Myooids had significant passive force at the fixed length (isometric) of 12 mm where whole muscle should have zero passive force.

Figure 2. A) The arrows showed the direction where the single cell layer rolled itself off the medium into a loose cylinder to form a myooid. B) The myooid formed and changed but remained attached to its anchors. C) A cross-sectional view of a stained myooid showing about 20 fibers with no evidence of the layering happened during formation.

AUTHORS’ INTERPRETATION

The authors deemed the >95% success rate and consistency in measured properties promising, but noticed that myooids’ specific P0 was only about 1% that of adult ordinary muscles (~300 kN/m2).
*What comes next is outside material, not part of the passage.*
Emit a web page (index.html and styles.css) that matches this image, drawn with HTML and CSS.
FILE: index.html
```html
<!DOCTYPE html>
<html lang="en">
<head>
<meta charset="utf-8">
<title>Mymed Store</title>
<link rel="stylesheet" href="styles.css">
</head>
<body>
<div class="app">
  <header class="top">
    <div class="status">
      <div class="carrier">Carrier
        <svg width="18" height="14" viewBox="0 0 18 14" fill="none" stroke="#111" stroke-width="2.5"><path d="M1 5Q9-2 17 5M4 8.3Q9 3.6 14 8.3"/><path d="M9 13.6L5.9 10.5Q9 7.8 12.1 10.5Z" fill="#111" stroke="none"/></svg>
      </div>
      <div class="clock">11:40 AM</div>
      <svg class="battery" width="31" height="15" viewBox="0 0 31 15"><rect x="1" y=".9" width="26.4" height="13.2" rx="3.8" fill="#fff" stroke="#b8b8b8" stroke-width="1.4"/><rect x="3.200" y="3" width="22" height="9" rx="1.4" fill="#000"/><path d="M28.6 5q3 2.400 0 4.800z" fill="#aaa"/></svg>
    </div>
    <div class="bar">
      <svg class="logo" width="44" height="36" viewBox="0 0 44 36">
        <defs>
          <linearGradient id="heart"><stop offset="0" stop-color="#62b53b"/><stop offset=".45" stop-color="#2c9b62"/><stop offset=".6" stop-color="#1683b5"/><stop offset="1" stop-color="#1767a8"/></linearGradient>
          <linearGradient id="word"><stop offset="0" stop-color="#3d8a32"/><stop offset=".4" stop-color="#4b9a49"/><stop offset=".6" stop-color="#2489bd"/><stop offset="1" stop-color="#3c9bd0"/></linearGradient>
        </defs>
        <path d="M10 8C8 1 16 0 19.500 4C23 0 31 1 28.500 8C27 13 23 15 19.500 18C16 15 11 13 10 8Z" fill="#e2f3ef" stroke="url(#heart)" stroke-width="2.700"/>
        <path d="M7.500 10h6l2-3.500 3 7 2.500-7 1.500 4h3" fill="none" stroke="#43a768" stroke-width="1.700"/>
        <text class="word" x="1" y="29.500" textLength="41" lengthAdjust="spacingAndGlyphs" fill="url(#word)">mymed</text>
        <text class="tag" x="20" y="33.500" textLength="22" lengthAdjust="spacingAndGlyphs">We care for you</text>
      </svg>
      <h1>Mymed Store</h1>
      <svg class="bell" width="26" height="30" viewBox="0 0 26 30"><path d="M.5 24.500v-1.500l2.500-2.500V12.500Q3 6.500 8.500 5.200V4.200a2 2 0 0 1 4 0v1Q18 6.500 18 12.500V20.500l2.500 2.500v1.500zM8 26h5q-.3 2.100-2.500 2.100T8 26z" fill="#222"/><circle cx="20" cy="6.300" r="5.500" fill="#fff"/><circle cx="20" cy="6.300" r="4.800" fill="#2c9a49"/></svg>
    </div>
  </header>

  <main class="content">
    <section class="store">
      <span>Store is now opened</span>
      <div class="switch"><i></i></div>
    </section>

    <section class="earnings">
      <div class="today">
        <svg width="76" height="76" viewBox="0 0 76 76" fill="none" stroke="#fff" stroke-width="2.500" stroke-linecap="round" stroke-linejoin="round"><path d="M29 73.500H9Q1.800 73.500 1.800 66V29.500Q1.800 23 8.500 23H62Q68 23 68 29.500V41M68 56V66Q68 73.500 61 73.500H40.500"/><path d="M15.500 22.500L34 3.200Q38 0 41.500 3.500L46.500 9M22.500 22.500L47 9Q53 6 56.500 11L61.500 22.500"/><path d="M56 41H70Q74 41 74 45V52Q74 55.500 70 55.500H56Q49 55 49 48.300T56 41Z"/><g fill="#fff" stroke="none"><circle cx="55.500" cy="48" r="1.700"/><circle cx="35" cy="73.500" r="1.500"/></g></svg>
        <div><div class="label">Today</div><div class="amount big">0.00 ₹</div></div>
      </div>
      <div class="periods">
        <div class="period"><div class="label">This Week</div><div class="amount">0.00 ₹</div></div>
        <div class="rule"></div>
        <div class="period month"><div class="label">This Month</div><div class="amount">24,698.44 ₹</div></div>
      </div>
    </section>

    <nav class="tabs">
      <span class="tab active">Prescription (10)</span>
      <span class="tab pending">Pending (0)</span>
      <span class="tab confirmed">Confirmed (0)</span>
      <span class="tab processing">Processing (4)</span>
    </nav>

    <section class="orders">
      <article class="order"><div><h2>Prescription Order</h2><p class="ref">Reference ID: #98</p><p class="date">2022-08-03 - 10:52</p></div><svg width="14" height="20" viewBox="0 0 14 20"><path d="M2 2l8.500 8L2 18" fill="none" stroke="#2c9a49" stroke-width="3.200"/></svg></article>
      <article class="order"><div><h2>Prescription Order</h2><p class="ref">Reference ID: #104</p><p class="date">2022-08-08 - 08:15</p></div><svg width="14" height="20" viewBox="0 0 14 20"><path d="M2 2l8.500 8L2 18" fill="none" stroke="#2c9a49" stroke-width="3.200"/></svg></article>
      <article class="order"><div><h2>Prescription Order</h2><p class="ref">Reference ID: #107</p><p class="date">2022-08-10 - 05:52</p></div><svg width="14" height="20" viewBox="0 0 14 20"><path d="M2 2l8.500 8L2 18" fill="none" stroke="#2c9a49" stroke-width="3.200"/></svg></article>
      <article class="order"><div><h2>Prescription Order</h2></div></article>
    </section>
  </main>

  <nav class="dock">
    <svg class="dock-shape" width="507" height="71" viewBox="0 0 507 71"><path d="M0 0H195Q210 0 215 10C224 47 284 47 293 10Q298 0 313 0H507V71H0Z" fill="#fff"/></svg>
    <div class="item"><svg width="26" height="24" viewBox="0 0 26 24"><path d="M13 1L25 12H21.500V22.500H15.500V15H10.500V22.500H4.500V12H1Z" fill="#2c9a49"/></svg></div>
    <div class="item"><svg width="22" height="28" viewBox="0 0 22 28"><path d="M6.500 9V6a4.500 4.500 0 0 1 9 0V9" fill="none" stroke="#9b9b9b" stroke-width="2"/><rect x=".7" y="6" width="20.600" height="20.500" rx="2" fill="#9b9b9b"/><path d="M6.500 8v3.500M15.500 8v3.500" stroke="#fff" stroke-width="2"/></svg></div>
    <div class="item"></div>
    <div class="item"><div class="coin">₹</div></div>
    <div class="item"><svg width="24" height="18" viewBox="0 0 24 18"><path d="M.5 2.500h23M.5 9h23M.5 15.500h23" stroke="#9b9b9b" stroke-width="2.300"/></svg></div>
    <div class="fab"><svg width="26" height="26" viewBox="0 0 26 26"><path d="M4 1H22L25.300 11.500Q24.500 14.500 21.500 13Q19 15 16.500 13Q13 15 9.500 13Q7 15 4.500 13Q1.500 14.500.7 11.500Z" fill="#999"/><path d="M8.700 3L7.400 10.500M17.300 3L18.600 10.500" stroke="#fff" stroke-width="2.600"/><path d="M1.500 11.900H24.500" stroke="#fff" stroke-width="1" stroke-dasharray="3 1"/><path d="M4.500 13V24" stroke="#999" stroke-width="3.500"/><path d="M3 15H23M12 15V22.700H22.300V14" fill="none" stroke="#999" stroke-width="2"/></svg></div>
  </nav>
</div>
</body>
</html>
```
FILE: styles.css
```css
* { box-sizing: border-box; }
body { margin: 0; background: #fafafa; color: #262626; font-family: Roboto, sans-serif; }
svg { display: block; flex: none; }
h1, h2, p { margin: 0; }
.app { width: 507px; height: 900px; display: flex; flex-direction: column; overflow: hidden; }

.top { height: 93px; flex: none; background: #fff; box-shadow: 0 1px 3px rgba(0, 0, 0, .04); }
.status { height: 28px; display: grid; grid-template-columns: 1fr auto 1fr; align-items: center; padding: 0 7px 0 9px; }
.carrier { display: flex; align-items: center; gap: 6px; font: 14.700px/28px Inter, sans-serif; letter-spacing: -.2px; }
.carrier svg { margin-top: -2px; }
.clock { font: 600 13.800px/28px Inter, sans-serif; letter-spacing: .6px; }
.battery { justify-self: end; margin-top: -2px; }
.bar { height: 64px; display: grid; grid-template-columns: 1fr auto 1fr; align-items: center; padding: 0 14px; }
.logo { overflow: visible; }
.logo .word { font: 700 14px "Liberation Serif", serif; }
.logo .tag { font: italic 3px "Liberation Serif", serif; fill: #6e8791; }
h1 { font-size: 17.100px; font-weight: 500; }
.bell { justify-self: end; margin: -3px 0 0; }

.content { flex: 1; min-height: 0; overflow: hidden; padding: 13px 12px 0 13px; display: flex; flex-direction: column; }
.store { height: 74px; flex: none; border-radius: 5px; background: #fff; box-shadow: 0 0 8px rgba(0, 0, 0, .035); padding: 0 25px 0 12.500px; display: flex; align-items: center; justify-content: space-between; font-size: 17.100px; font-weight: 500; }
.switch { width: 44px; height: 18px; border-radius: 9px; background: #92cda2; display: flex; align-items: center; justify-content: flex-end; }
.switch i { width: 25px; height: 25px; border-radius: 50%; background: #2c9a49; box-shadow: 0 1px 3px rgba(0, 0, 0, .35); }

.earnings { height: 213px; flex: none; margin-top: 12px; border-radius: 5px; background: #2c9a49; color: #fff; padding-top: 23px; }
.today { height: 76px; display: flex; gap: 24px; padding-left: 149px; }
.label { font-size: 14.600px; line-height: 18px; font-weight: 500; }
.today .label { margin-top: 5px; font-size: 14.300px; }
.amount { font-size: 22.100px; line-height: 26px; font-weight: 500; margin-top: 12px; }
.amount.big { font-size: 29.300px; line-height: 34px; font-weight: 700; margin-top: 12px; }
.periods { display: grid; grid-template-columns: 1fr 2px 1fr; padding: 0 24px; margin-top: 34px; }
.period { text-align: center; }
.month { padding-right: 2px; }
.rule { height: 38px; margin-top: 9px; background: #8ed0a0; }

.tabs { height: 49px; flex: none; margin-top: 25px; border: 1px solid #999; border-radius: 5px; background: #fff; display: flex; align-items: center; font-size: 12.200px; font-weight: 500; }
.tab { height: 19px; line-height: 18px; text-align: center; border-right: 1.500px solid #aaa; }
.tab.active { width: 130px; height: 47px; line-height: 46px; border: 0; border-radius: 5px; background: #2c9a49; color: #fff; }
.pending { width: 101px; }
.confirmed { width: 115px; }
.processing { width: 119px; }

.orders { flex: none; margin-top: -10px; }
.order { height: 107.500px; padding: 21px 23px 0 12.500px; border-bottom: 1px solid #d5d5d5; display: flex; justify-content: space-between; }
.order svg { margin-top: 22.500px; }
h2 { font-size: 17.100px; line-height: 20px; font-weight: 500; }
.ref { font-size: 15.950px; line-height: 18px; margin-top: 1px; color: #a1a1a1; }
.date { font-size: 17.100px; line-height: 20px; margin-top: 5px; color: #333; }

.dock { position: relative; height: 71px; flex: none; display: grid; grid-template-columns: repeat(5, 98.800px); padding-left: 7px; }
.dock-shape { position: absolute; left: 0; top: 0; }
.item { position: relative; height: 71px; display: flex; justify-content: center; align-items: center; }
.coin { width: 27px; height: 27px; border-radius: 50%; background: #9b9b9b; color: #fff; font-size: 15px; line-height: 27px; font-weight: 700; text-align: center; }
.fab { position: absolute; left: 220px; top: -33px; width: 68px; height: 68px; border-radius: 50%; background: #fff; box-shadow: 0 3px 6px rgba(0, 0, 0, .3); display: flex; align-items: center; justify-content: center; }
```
To explain this they proposed a working hypothesis with three reasons: 1. High percentage of non-muscle in myooids, 2. General disorganization of muscle fibers, 3. A component of the fibers is mostly in forms found in embryos and newborns, as evidenced by the measured properties.

In contrast, myooids’ specific P0 fit perfectly into values of organoids (organ-like structures), 0.9 – 3.6 kN/m2. The authors also found that myooids with greater diameter (and hence cross-sectional area) tended to have lower specific P0 and percentage of muscle fibers. The latter contributed to the former, because a lower percentage of muscle meant more non-contracting components to contribute to specific P0.

Additionally, because specific P0 for ordinary muscles were calculated with the area of viable fibers alone, which was not possible to identify for myooids, resulting in their estimate being conservatively low. Morever, in larger myooids, nutrients and waste needed to travel (diffuse) farther to muscle fibers near the center and this might impair their function and ability to generate force. Dennis and Kosnik also believed their reported myooid diameter (0.49 mm) to be the maximum achievable.

CONCLUSIONS AND COMMENTS

The authors presented a method that was the first of its kind because it cultured skeletal muscle tissue, myooids, of a mammal without an artificial scaffold. The authors also experimented on the effectiveness of different anchors where myooids could be fixed for measurement of excitability and contractile properties. Though similar in many ways to ordinary muscles, myooids showed underdevelopment (lower fiber percentage, disorganization, many void spaces) due to the absence of growth signals, vascular systems and nerves. These findings paved the way for culturing mammalian muscles without scaffold, examining supporting material options as well as understanding and bridging the gap between in vitro and in vivo tissues.